**Task data**

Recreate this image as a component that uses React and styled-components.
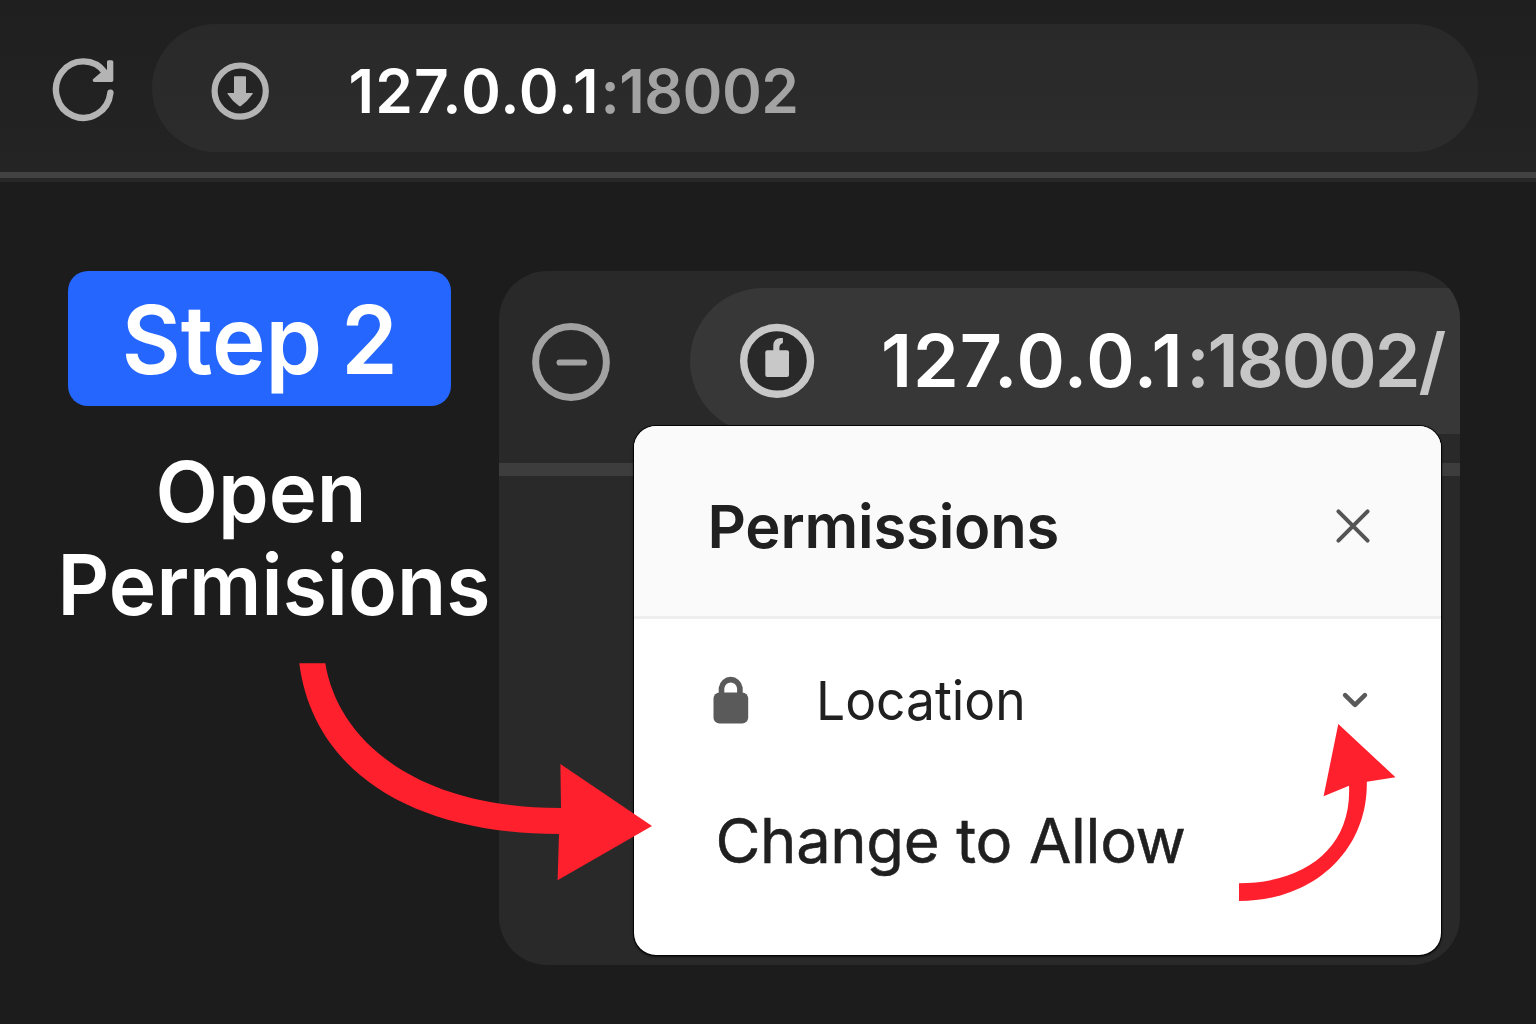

==

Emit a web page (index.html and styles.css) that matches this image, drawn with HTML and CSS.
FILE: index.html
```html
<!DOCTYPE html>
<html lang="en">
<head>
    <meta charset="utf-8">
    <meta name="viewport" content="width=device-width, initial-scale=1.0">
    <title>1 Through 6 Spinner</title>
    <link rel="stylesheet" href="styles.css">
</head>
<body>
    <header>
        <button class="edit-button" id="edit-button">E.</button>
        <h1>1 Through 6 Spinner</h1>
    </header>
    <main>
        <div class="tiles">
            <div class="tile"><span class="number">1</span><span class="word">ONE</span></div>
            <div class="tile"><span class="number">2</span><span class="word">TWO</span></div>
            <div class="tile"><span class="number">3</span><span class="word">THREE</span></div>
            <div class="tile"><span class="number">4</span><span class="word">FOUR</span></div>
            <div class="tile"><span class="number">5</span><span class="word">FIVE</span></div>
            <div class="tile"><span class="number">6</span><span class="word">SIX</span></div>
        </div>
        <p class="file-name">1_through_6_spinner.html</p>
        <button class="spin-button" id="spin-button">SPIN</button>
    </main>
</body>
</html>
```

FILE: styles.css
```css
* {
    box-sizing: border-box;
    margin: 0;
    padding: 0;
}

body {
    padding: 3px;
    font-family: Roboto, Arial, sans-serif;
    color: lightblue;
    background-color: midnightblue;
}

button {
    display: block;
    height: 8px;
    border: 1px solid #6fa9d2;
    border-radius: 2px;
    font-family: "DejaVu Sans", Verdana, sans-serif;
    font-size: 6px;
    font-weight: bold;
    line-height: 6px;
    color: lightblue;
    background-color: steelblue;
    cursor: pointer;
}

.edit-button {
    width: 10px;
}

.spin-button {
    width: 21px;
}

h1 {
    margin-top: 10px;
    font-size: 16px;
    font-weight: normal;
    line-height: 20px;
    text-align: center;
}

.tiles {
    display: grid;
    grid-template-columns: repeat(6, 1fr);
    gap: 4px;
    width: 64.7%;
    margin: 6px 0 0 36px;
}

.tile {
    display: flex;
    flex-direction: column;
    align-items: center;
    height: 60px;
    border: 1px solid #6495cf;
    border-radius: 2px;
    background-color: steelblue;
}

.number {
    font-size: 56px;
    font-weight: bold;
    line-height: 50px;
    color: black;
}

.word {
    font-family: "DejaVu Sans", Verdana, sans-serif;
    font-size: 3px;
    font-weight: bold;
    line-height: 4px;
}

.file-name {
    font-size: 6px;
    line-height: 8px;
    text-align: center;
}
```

**Directions**
Show the lines where the word "that" appears in the entries.

**Written solution**
Recreate this image as a component that uses React and styled-components.
Emit a web page (index.html and styles.css) that matches this image, drawn with HTML and CSS.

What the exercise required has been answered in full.